## Task instructions
Omit all pictures. Copy the rest of the material exactly.
☆ ☆ ☆
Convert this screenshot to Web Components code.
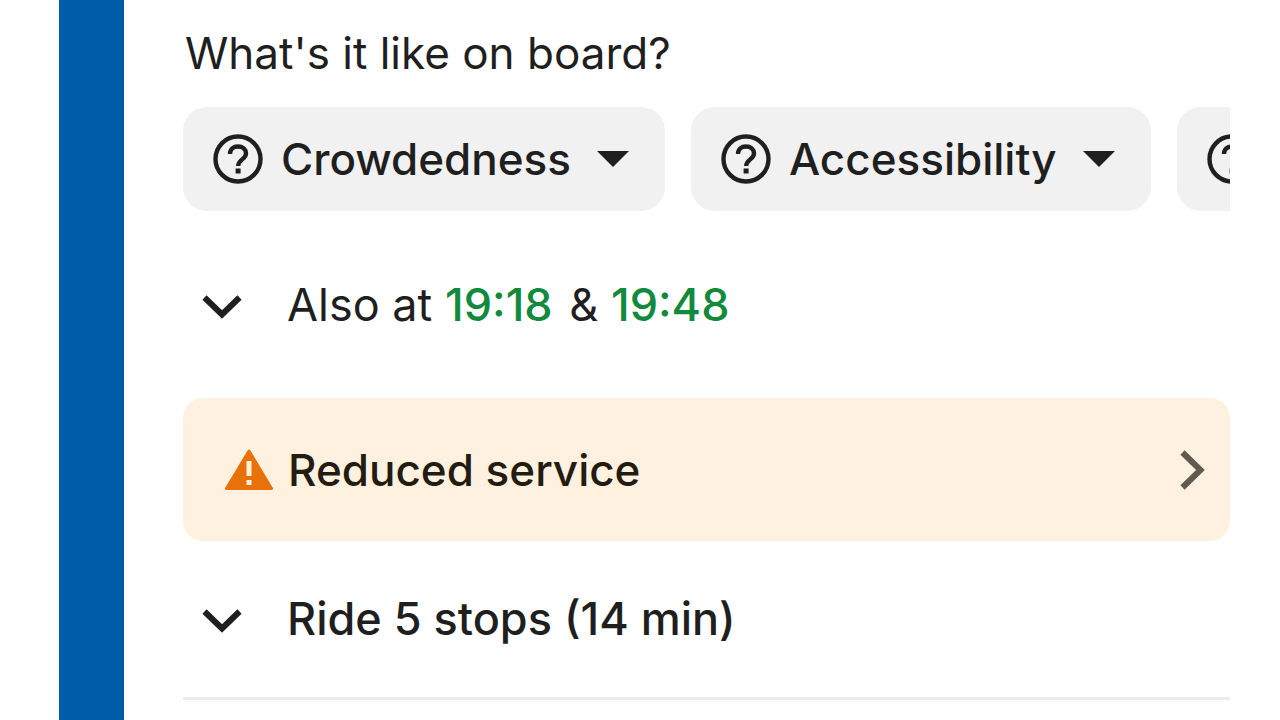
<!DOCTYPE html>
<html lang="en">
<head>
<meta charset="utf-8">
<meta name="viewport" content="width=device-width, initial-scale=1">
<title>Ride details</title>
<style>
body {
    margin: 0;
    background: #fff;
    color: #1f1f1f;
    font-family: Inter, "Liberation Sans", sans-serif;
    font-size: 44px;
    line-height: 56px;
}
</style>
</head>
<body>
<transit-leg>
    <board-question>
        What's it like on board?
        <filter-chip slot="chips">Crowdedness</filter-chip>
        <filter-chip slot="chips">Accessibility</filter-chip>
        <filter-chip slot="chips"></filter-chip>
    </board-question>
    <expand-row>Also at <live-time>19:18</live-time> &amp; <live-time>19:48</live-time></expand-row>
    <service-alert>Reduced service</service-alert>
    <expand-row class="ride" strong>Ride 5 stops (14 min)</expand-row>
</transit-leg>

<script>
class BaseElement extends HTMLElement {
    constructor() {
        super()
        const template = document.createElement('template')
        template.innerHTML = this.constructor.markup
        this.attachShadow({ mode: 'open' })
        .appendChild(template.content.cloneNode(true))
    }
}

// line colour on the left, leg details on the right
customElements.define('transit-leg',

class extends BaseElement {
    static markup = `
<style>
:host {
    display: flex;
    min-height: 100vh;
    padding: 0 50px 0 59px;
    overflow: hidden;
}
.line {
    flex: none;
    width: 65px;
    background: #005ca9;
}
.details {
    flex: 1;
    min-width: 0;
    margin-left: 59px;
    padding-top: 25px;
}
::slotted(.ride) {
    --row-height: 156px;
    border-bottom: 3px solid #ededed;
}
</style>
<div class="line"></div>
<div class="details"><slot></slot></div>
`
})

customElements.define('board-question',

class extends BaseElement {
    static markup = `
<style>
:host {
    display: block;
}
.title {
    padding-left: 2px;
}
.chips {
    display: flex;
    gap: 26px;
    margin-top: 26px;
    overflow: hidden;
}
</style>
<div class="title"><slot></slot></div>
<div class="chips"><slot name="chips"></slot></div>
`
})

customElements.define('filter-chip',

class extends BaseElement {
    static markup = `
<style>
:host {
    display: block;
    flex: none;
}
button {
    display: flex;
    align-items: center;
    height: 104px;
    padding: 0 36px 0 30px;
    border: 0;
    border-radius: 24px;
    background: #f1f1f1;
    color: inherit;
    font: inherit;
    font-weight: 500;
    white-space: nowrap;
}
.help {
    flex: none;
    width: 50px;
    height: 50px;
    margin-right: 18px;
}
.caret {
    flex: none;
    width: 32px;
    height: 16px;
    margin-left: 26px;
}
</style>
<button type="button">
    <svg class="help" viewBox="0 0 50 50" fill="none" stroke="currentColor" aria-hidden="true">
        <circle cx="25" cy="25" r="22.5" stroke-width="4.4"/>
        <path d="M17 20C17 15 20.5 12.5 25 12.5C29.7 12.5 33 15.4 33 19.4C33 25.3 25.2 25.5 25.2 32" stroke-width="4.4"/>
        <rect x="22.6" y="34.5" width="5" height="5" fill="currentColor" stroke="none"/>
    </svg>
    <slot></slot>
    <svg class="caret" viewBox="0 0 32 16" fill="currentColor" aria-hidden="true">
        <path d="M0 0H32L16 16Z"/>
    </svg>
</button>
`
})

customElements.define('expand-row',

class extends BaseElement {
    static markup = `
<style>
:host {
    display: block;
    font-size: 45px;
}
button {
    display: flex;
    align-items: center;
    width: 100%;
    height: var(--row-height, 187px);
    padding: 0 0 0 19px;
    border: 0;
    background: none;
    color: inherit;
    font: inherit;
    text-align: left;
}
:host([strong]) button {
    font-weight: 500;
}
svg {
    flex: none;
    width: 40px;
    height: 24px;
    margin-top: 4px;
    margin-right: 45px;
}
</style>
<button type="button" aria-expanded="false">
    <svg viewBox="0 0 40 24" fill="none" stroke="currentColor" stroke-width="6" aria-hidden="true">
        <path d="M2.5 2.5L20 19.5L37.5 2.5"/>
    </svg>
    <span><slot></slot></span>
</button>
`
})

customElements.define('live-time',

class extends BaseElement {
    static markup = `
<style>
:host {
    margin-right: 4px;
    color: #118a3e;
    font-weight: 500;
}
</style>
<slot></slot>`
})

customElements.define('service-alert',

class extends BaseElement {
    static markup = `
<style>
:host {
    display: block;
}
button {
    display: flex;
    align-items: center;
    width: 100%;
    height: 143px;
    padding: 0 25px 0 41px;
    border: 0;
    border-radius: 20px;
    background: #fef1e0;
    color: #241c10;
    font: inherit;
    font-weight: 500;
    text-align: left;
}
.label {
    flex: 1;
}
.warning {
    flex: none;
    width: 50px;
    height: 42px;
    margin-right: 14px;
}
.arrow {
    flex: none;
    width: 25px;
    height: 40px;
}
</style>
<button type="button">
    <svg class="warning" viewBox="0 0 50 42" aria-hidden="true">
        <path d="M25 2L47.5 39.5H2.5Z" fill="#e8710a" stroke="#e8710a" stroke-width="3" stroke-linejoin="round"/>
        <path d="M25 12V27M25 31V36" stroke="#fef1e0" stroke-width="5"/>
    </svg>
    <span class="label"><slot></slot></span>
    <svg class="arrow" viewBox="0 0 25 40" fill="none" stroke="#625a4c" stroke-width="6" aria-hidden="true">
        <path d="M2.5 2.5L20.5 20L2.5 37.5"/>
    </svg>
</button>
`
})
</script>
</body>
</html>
☆ ☆ ☆
## Result of the task
Convert this screenshot to Web Components code.
<!DOCTYPE html>
<html lang="en">
<head>
<meta charset="utf-8">
<meta name="viewport" content="width=device-width, initial-scale=1">
<title>Ride details</title>
<style>
body {
    margin: 0;
    background: #fff;
    color: #1f1f1f;
    font-family: Inter, "Liberation Sans", sans-serif;
    font-size: 44px;
    line-height: 56px;
}
</style>
</head>
<body>
<transit-leg>
    <board-question>
        What's it like on board?
        <filter-chip slot="chips">Crowdedness</filter-chip>
        <filter-chip slot="chips">Accessibility</filter-chip>
        <filter-chip slot="chips"></filter-chip>
    </board-question>
    <expand-row>Also at <live-time>19:18</live-time> &amp; <live-time>19:48</live-time></expand-row>
    <service-alert>Reduced service</service-alert>
    <expand-row class="ride" strong>Ride 5 stops (14 min)</expand-row>
</transit-leg>

<script>
class BaseElement extends HTMLElement {
    constructor() {
        super()
        const template = document.createElement('template')
        template.innerHTML = this.constructor.markup
        this.attachShadow({ mode: 'open' })
        .appendChild(template.content.cloneNode(true))
    }
}

// line colour on the left, leg details on the right
customElements.define('transit-leg',

class extends BaseElement {
    static markup = `
<style>
:host {
    display: flex;
    min-height: 100vh;
    padding: 0 50px 0 59px;
    overflow: hidden;
}
.line {
    flex: none;
    width: 65px;
    background: #005ca9;
}
.details {
    flex: 1;
    min-width: 0;
    margin-left: 59px;
    padding-top: 25px;
}
::slotted(.ride) {
    --row-height: 156px;
    border-bottom: 3px solid #ededed;
}
</style>
<div class="line"></div>
<div class="details"><slot></slot></div>
`
})

customElements.define('board-question',

class extends BaseElement {
    static markup = `
<style>
:host {
    display: block;
}
.title {
    padding-left: 2px;
}
.chips {
    display: flex;
    gap: 26px;
    margin-top: 26px;
    overflow: hidden;
}
</style>
<div class="title"><slot></slot></div>
<div class="chips"><slot name="chips"></slot></div>
`
})

customElements.define('filter-chip',

class extends BaseElement {
    static markup = `
<style>
:host {
    display: block;
    flex: none;
}
button {
    display: flex;
    align-items: center;
    height: 104px;
    padding: 0 36px 0 30px;
    border: 0;
    border-radius: 24px;
    background: #f1f1f1;
    color: inherit;
    font: inherit;
    font-weight: 500;
    white-space: nowrap;
}
.help {
    flex: none;
    width: 50px;
    height: 50px;
    margin-right: 18px;
}
.caret {
    flex: none;
    width: 32px;
    height: 16px;
    margin-left: 26px;
}
</style>
<button type="button">
    <svg class="help" viewBox="0 0 50 50" fill="none" stroke="currentColor" aria-hidden="true">
        <circle cx="25" cy="25" r="22.5" stroke-width="4.4"/>
        <path d="M17 20C17 15 20.5 12.5 25 12.5C29.7 12.5 33 15.4 33 19.4C33 25.3 25.2 25.5 25.2 32" stroke-width="4.4"/>
        <rect x="22.6" y="34.5" width="5" height="5" fill="currentColor" stroke="none"/>
    </svg>
    <slot></slot>
    <svg class="caret" viewBox="0 0 32 16" fill="currentColor" aria-hidden="true">
        <path d="M0 0H32L16 16Z"/>
    </svg>
</button>
`
})

customElements.define('expand-row',

class extends BaseElement {
    static markup = `
<style>
:host {
    display: block;
    font-size: 45px;
}
button {
    display: flex;
    align-items: center;
    width: 100%;
    height: var(--row-height, 187px);
    padding: 0 0 0 19px;
    border: 0;
    background: none;
    color: inherit;
    font: inherit;
    text-align: left;
}
:host([strong]) button {
    font-weight: 500;
}
svg {
    flex: none;
    width: 40px;
    height: 24px;
    margin-top: 4px;
    margin-right: 45px;
}
</style>
<button type="button" aria-expanded="false">
    <svg viewBox="0 0 40 24" fill="none" stroke="currentColor" stroke-width="6" aria-hidden="true">
        <path d="M2.5 2.5L20 19.5L37.5 2.5"/>
    </svg>
    <span><slot></slot></span>
</button>
`
})

customElements.define('live-time',

class extends BaseElement {
    static markup = `
<style>
:host {
    margin-right: 4px;
    color: #118a3e;
    font-weight: 500;
}
</style>
<slot></slot>`
})

customElements.define('service-alert',

class extends BaseElement {
    static markup = `
<style>
:host {
    display: block;
}
button {
    display: flex;
    align-items: center;
    width: 100%;
    height: 143px;
    padding: 0 25px 0 41px;
    border: 0;
    border-radius: 20px;
    background: #fef1e0;
    color: #241c10;
    font: inherit;
    font-weight: 500;
    text-align: left;
}
.label {
    flex: 1;
}
.warning {
    flex: none;
    width: 50px;
    height: 42px;
    margin-right: 14px;
}
.arrow {
    flex: none;
    width: 25px;
    height: 40px;
}
</style>
<button type="button">
    <svg class="warning" viewBox="0 0 50 42" aria-hidden="true">
        <path d="M25 2L47.5 39.5H2.5Z" fill="#e8710a" stroke="#e8710a" stroke-width="3" stroke-linejoin="round"/>
        <path d="M25 12V27M25 31V36" stroke="#fef1e0" stroke-width="5"/>
    </svg>
    <span class="label"><slot></slot></span>
    <svg class="arrow" viewBox="0 0 25 40" fill="none" stroke="#625a4c" stroke-width="6" aria-hidden="true">
        <path d="M2.5 2.5L20.5 20L2.5 37.5"/>
    </svg>
</button>
`
})
</script>
</body>
</html>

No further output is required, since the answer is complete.